### EXERCISE DETAILS
Leave out all pictures. Return exactly the lines from the top of the material through the line containing "import React from".

### DATA SHOWN
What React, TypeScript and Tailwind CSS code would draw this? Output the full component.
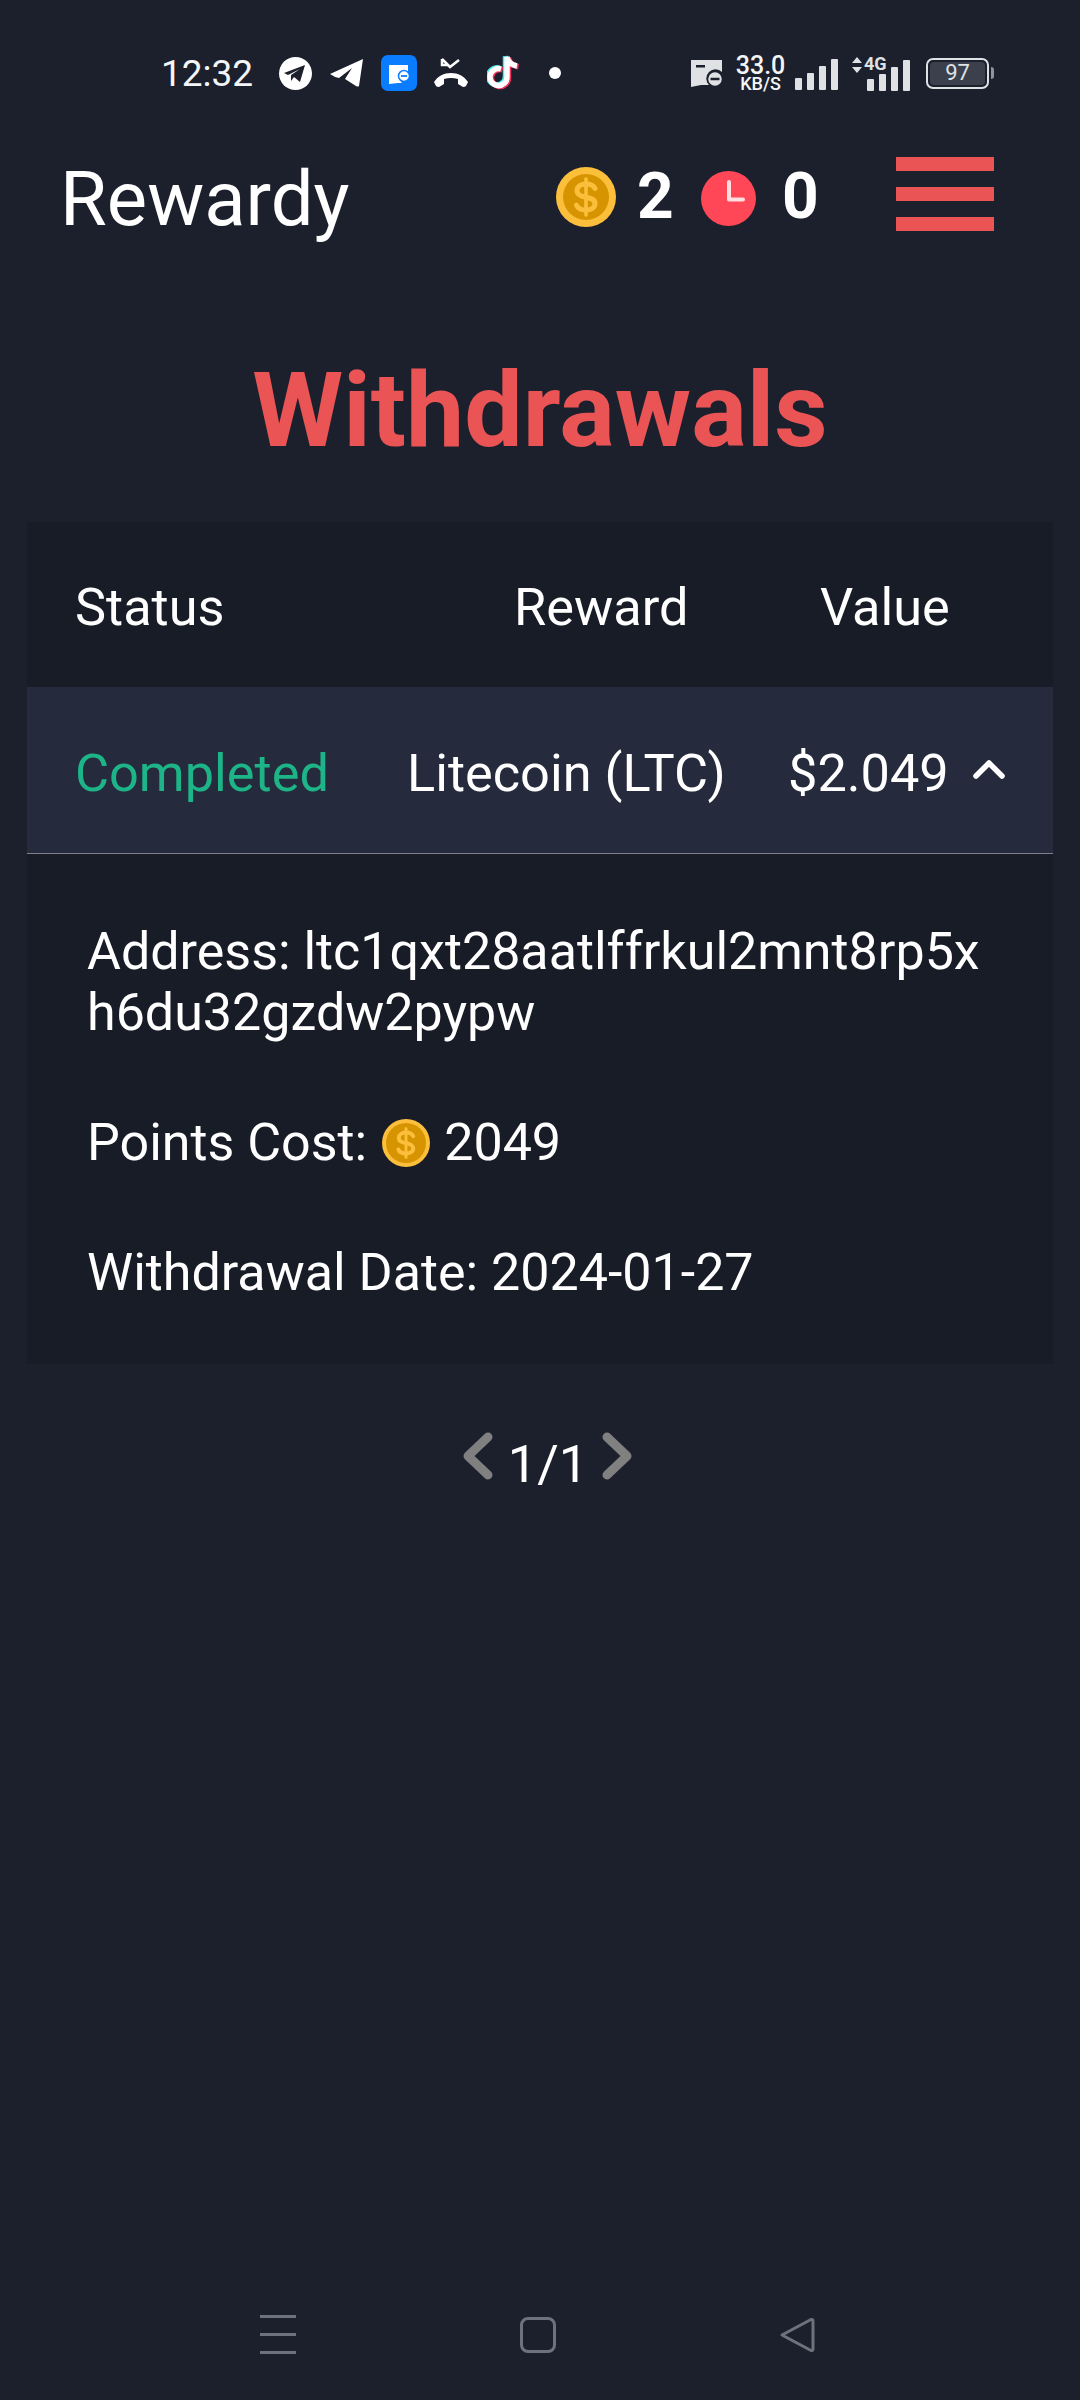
import React from "react";

const Coin = ({ size, ring = 7 }: { size: number; ring?: number }) => (
  <svg width={size} height={size} viewBox="0 0 60 60" className="shrink-0">
    <circle cx="30" cy="30" r="30" fill="#fbbf3c" />
    <circle cx="30" cy="30" r={30 - ring} fill="#d69500" />
    <path d="M39 21.500c-1.500-3-5-4.500-9-4.500-5 0-9 2.500-9 6.700 0 4.300 4 5.600 9 6.500 5 1 9 2.200 9 6.400 0 4.300-4 6.400-9 6.400-4.300 0-8-1.600-9.500-4.800" fill="none" stroke="#fbbf3c" strokeWidth="5" strokeLinecap="round" />
    <path d="M30 12v36" stroke="#fbbf3c" strokeWidth="3.600" strokeLinecap="round" />
  </svg>
);

const Clock = () => (
  <svg width="55" height="55" viewBox="0 0 55 55" className="shrink-0">
    <circle cx="27.500" cy="27.500" r="27.500" fill="#ff4757" />
    <path d="M28 11v17.500h14" fill="none" stroke="#ffdfe0" strokeWidth="4" strokeLinecap="round" strokeLinejoin="round" />
  </svg>
);

const StatusLeft = () => (
  <div className="flex items-center">
    <span className="text-[37px] leading-none text-[#f4f5f6] ml-[161px] w-[100px]">12:32</span>
    <svg width="33" height="33" viewBox="0 0 33 33" className="ml-[18px]">
      <circle cx="16.500" cy="16.500" r="16.500" fill="#fff" />
      <path d="M5 16 L26 8 L21 25 L15 20 L12 24 L12 18 L21 12 L9 18 Z" fill="#1c202d" />
    </svg>
    <svg width="33" height="28" viewBox="0 0 33 28" className="ml-[18px]">
      <path d="M0 15 L33 0 L29 27 Q28 28 26 27 L15 20 L22 9 L9 19 Q4 18 0 15 Z" fill="#fff" />
    </svg>
    <svg width="36" height="36" viewBox="0 0 36 36" className="ml-[18px]">
      <rect width="36" height="36" rx="7" fill="#0a7cff" />
      <path d="M8 10h19v8h-1a6 6 0 0 0-5 10l-4 0-9 1z" fill="#fff" />
      <circle cx="23" cy="21" r="5.500" fill="#fff" stroke="#0a7cff" strokeWidth="1.500" />
      <path d="M20 21h6" stroke="#0a7cff" strokeWidth="1.800" />
    </svg>
    <svg width="36" height="32" viewBox="0 0 36 32" className="ml-[16px]">
      <path d="M9 2l8 8 9-7" fill="none" stroke="#fff" strokeWidth="2.500" />
      <path d="M9 2v6h6" fill="none" stroke="#fff" strokeWidth="2.500" />
      <path d="M1 25c4-6 10-9 17-9s13 3 17 9l-2 4q-1 1-3 1l-5-3v-5q-7-2-14 0v5l-5 3q-2 0-3-1z" fill="#fff" />
    </svg>
    <svg width="32" height="36" viewBox="0 0 32 36" className="ml-[18px]">
      <g fill="none" strokeWidth="5.500">
        <path d="M14 14a8.500 8.500 0 1 0 6 8V2c1 5 4 8 10 9" stroke="#4de8ee" transform="translate(-1.500 -0.800)" />
        <path d="M14 14a8.500 8.500 0 1 0 6 8V2c1 5 4 8 10 9" stroke="#f5305a" transform="translate(1.500 0.800)" />
        <path d="M14 14a8.500 8.500 0 1 0 6 8V2c1 5 4 8 10 9" stroke="#fff" />
      </g>
    </svg>
    <span className="ml-[30px] w-[12px] h-[12px] rounded-full bg-white" />
  </div>
);

const Bars = () => (
  <svg width="43" height="31" viewBox="0 0 43 31" className="block">
    <rect x="0" y="19" width="7" height="12" rx="1" fill="#dfe1e4" />
    <rect x="12" y="14" width="7" height="17" rx="1" fill="#dfe1e4" />
    <rect x="24" y="7" width="7" height="24" rx="1" fill="#dfe1e4" />
    <rect x="36" y="0" width="7" height="31" rx="1" fill="#dfe1e4" />
  </svg>
);

const StatusRight = () => (
  <div className="flex items-center">
    <svg width="34" height="28" viewBox="0 0 34 28">
      <path d="M1 1h31v12a9 9 0 0 0-13 13l-8 0-10 2z" fill="#dfe1e4" />
      <rect x="6" y="6" width="9" height="2.500" fill="#1c202d" />
      <circle cx="25" cy="20" r="7.500" fill="#dfe1e4" stroke="#1c202d" strokeWidth="1.500" />
      <path d="M20.500 20h9" stroke="#1c202d" strokeWidth="2.500" />
    </svg>
    <div className="ml-[12px] w-[49px] flex flex-col items-center text-[#f4f5f6] font-medium">
      <span className="text-[25px] leading-[21px]">33.0</span>
      <span className="text-[18px] leading-[16px]">KB/S</span>
    </div>
    <div className="ml-[10px] mt-[3px] flex"><Bars /></div>
    <div className="ml-[13px] mt-[-1px] relative w-[59px] h-[33px]">
      <svg width="12" height="17" viewBox="0 0 12 17" className="absolute left-0 top-[1px]">
        <path d="M6 0l5 6H1zM6 16l5-6H1z" fill="#dfe1e4" />
      </svg>
      <div className="absolute left-[16px] top-[4px]"><Bars /></div>
      <span className="absolute left-[13px] top-[-1px] text-[18px] leading-[18px] font-bold text-[#dfe1e4] bg-[#1c202d] pr-[1px]">4G</span>
    </div>
    <div className="ml-[16px] w-[63px] h-[31px] rounded-[7px] border-[2px] border-[#dfe1e4] p-[2px]">
      <div className="h-full rounded-[4px] bg-[#3c404d] flex items-center justify-center text-[22px] leading-none text-[#dfe1e4]">97</div>
    </div>
    <span className="ml-[2px] w-[3px] h-[12px] rounded-r-sm bg-[#8f939b]" />
  </div>
);

const Cell = ({ children, className }: { children: React.ReactNode; className: string }) => (
  <span className={`absolute top-1/2 -translate-y-1/2 whitespace-nowrap ${className}`}>{children}</span>
);

export default function App() {
  return (
    <div className="relative w-[1080px] h-[2400px] bg-[#1c202d] text-white overflow-hidden flex flex-col" style={{ fontFamily: "Roboto, sans-serif" }}>
      <div className="h-[51px] shrink-0" />
      <div className="h-[44px] shrink-0 pr-[86px] flex items-center justify-between">
        <StatusLeft />
        <StatusRight />
      </div>
      <header className="h-[206px] shrink-0 flex items-center pl-[60px]">
        <span className="text-[76px] leading-none w-[496px] mt-[1px]">Rewardy</span>
        <span className="mt-[-3px]"><Coin size={60} /></span>
        <span className="ml-[21px] w-[37px] text-[64px] leading-none font-bold mt-[-3px]">2</span>
        <span className="ml-[27px] mt-[1px]"><Clock /></span>
        <span className="ml-[26px] w-[36px] text-[64px] leading-none font-bold mt-[-3px]">0</span>
        <div className="ml-[78px] flex flex-col gap-[16px] mt-[-9px]">
          <span className="block w-[98px] h-[14px] bg-[#ea5455]" />
          <span className="block w-[98px] h-[14px] bg-[#ea5455]" />
          <span className="block w-[98px] h-[14px] bg-[#ea5455]" />
        </div>
      </header>
      <h1 className="mt-[54px] h-[112px] text-center text-[104px] leading-[112px] font-bold text-[#ea5455]">Withdrawals</h1>
      <section className="mt-[55px] mx-[27px] bg-[#181c27] text-[52.3px]">
        <div className="relative h-[165px] pt-[3px]">
          <Cell className="left-[48px] mt-[2px]">Status</Cell>
          <Cell className="left-[487px] mt-[2px]">Reward</Cell>
          <Cell className="left-[793px] mt-[2px]">Value</Cell>
        </div>
        <div className="relative h-[167px] bg-[#252a3d] border-b-[1px] border-[#7c7f8a]">
          <Cell className="left-[48px] mt-[3px] text-[#1db587]">Completed</Cell>
          <Cell className="left-[380px] mt-[3px]">Litecoin (LTC)</Cell>
          <Cell className="left-[761px] mt-[3px]">$2.049</Cell>
          <svg width="32" height="20" viewBox="0 0 32 20" className="absolute left-[946px] top-[72px]">
            <path d="M3 17L16 4l13 13" fill="none" stroke="#fff" strokeWidth="5.500" strokeLinecap="round" strokeLinejoin="round" />
          </svg>
        </div>
        <div className="pl-[60px] pr-[60px] pt-[67px] pb-[61px] text-[52px]">
          <p className="leading-[61px] break-all">Address: ltc1qxt28aatlffrkul2mnt8rp5xh6du32gzdw2pypw</p>
          <p className="mt-[69px] leading-[61px] flex items-center">
            <span>Points Cost:</span>
            <span className="ml-[15px]"><Coin size={48} ring={5} /></span>
            <span className="ml-[14px]">2049</span>
          </p>
          <p className="mt-[69px] leading-[61px]">Withdrawal Date: 2024-01-27</p>
        </div>
      </section>
      <nav className="mt-[68px] flex items-start justify-center text-[52.3px] leading-none pl-[15px]">
        <svg width="32" height="48" viewBox="0 0 32 48" className="mr-[14px]">
          <path d="M26 5L6 24l20 19" fill="none" stroke="#808080" strokeWidth="9" strokeLinecap="round" strokeLinejoin="round" />
        </svg>
        <span className="mt-[6px]">1/1</span>
        <svg width="32" height="48" viewBox="0 0 32 48" className="ml-[13px]">
          <path d="M6 5l20 19L6 43" fill="none" stroke="#808080" strokeWidth="9" strokeLinecap="round" strokeLinejoin="round" />
        </svg>
      </nav>
      <footer className="absolute bottom-[46px] left-0 right-0 flex items-center justify-between pl-[260px] pr-[265px]">
        <div className="flex flex-col gap-[15px]">
          <span className="block w-[36px] h-[3px] bg-[#6f727c]" />
          <span className="block w-[36px] h-[3px] bg-[#6f727c]" />
          <span className="block w-[36px] h-[3px] bg-[#6f727c]" />
        </div>
        <span className="block w-[36px] h-[36px] rounded-[8px] border-[3px] border-[#6f727c]" />
        <svg width="36" height="36" viewBox="0 0 36 36">
          <path d="M3 18L32 2.500q2-.500 2 1.500v28q0 2-2 1.500z" fill="none" stroke="#6f727c" strokeWidth="3" strokeLinejoin="round" />
        </svg>
      </footer>
    </div>
  );
}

### RESPONSE
What React, TypeScript and Tailwind CSS code would draw this? Output the full component.
import React from "react";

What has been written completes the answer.